**WHAT THE TASK REQUIRES**
In the entries below, find the lines with the word "this" and copy them.

**MATERIAL SUPPLIED**
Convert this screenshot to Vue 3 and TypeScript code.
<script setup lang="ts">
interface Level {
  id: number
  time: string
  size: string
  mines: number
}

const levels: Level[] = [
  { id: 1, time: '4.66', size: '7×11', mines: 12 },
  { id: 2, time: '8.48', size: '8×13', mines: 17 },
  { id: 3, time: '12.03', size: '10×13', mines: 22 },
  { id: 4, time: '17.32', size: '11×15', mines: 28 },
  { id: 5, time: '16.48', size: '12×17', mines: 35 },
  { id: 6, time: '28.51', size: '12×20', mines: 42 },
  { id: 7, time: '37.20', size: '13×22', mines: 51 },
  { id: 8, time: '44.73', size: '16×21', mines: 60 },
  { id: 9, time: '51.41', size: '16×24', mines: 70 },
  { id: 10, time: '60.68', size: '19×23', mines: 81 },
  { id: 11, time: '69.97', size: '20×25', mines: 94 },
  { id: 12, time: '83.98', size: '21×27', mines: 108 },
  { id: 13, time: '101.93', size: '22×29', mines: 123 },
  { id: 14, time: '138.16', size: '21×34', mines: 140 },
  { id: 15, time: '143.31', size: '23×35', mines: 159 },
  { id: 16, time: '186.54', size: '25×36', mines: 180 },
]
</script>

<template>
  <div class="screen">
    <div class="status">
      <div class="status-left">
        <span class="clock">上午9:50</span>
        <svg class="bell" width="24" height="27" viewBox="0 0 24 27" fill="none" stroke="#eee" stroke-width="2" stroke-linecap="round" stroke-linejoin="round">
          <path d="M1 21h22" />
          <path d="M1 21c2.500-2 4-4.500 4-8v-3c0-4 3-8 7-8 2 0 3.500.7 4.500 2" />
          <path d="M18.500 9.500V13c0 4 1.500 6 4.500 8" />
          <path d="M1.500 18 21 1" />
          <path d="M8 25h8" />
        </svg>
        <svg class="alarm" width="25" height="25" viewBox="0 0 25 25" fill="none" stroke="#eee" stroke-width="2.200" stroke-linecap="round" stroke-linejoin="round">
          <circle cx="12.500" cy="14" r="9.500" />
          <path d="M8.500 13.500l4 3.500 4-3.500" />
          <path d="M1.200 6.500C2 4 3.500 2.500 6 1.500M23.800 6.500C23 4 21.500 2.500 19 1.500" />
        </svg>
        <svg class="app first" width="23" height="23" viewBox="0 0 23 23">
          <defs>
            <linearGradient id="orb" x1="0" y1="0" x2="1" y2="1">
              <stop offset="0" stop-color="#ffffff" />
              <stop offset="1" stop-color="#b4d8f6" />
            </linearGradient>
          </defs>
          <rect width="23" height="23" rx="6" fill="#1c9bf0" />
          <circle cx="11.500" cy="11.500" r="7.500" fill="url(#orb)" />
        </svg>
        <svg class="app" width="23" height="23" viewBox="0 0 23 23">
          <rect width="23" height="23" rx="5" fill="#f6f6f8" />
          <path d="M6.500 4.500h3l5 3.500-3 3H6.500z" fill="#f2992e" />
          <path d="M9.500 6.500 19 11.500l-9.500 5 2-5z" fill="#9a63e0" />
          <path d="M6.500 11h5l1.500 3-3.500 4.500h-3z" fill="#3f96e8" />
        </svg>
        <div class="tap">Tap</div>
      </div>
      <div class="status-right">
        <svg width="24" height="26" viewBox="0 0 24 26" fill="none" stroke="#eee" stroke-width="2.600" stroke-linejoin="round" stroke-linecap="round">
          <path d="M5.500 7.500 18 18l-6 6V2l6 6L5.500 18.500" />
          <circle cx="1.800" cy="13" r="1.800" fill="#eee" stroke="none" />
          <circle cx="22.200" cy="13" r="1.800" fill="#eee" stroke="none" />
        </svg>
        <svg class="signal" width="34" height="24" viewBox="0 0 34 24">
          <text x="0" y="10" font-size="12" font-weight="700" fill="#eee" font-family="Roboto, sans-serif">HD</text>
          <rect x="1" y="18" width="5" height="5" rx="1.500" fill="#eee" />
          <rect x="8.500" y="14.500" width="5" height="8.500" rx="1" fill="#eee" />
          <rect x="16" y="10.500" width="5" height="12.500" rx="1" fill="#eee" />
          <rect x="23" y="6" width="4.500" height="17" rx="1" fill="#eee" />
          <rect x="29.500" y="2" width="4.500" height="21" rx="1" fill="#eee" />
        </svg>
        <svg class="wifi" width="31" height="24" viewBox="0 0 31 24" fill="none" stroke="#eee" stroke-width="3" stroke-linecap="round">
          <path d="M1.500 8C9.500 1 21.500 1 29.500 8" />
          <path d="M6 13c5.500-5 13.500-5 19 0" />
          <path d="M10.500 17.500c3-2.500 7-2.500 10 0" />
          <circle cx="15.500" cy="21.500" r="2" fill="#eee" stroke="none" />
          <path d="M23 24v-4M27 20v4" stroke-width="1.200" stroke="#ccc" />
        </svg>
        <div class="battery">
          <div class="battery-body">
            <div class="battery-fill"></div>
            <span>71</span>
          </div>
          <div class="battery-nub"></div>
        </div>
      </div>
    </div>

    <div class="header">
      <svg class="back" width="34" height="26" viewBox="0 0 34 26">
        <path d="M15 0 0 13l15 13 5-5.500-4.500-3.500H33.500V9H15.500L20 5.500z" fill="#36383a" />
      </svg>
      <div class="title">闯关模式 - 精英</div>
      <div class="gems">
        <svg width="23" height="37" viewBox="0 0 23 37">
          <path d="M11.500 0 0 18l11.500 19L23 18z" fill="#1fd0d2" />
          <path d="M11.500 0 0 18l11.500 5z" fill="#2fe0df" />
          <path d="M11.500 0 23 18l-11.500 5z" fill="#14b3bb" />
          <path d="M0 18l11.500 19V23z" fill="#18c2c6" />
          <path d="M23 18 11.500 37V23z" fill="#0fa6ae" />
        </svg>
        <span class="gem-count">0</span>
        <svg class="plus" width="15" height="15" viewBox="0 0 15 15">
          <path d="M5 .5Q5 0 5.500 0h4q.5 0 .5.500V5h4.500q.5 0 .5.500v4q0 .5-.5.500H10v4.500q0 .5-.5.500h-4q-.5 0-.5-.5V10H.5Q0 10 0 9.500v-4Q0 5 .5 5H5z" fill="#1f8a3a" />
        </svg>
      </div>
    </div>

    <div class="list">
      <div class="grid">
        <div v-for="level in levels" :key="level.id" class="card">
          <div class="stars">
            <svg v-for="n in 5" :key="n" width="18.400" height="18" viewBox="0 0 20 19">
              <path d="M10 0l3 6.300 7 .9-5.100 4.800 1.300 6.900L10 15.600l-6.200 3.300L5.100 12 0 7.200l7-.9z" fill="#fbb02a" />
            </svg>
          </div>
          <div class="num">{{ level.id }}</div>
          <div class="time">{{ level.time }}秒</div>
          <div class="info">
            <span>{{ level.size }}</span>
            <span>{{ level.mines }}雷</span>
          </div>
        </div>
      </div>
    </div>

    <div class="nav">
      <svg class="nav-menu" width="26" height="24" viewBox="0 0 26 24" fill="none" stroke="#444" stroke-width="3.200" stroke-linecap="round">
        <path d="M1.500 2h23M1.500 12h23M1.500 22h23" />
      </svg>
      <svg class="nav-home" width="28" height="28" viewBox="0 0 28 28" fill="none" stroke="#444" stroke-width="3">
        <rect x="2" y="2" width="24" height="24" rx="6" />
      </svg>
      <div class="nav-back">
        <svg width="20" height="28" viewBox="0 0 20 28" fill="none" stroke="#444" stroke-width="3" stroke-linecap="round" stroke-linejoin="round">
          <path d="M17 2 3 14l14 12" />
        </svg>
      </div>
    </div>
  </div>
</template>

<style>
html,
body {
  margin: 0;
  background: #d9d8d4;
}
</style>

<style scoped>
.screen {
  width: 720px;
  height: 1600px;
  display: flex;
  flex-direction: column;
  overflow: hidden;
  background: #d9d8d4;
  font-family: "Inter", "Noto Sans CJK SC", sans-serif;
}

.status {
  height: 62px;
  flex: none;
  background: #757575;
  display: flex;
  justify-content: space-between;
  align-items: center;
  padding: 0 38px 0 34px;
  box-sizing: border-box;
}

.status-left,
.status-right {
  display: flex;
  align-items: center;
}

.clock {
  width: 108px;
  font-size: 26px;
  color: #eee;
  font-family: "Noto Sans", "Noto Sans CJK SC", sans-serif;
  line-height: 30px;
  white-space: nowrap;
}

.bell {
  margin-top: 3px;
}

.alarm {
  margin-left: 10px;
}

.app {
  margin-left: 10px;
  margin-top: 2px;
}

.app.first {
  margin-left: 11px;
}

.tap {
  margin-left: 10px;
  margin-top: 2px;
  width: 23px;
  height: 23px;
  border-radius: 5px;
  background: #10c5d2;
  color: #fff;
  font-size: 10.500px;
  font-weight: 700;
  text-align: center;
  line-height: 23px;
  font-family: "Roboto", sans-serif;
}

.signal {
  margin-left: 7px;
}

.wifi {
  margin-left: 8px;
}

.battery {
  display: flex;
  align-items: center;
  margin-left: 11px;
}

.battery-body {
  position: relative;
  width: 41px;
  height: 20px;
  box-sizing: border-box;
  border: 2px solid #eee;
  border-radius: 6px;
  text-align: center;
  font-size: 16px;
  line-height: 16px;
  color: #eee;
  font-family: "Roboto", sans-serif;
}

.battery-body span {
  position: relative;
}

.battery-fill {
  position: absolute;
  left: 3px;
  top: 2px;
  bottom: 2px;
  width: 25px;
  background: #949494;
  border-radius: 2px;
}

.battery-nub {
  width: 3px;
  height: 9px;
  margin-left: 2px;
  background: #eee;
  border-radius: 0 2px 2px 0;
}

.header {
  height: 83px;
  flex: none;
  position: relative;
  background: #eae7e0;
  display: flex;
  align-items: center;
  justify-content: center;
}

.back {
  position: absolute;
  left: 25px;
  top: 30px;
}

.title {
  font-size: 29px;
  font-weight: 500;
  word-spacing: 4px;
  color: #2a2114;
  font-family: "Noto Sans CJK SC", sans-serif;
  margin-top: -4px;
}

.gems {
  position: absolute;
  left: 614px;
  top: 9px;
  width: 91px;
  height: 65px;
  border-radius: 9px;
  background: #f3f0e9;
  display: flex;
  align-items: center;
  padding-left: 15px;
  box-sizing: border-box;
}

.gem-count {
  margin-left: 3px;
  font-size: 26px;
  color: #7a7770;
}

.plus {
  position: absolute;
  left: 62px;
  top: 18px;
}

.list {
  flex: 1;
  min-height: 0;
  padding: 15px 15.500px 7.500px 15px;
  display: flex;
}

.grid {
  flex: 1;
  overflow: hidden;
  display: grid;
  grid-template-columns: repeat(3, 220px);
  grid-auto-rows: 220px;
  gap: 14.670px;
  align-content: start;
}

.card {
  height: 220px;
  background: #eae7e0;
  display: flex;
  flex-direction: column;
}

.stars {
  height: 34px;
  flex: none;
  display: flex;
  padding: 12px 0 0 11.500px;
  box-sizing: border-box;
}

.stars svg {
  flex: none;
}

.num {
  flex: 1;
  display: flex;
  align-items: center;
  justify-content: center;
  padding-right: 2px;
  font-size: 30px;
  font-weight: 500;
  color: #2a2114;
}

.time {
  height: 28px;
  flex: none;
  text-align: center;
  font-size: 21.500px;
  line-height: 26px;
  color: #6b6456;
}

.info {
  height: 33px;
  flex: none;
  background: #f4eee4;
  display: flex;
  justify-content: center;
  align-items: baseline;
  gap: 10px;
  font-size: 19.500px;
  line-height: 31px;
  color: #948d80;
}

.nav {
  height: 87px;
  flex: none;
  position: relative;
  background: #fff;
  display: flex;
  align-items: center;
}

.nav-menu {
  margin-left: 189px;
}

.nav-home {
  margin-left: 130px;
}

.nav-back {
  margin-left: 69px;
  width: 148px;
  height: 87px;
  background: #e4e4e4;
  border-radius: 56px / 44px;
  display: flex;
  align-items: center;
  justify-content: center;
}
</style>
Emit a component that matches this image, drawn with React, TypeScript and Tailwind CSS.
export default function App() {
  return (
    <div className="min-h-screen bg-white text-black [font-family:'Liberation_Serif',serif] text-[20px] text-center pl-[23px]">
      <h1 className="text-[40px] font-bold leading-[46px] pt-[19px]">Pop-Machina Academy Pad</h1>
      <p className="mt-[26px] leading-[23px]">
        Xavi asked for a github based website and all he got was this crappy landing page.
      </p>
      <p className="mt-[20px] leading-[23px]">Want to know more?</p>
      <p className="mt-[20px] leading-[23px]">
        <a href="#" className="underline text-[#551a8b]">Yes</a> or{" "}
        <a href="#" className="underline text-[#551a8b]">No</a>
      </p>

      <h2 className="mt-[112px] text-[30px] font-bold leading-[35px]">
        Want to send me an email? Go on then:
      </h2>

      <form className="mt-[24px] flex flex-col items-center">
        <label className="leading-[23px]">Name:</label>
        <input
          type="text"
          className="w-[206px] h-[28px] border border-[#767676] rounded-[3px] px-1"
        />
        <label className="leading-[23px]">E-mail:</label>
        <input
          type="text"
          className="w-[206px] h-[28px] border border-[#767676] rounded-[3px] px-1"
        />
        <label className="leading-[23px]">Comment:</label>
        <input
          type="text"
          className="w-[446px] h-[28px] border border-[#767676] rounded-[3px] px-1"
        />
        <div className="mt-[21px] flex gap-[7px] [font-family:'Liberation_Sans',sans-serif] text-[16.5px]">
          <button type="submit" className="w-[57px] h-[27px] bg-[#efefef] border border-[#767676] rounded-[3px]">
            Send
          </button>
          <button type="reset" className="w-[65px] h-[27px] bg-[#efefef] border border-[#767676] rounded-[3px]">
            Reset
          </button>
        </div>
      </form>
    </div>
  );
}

**COMPLETE ANSWER**
Convert this screenshot to Vue 3 and TypeScript code.
Emit a component that matches this image, drawn with React, TypeScript and Tailwind CSS.
        Xavi asked for a github based website and all he got was this crappy landing page.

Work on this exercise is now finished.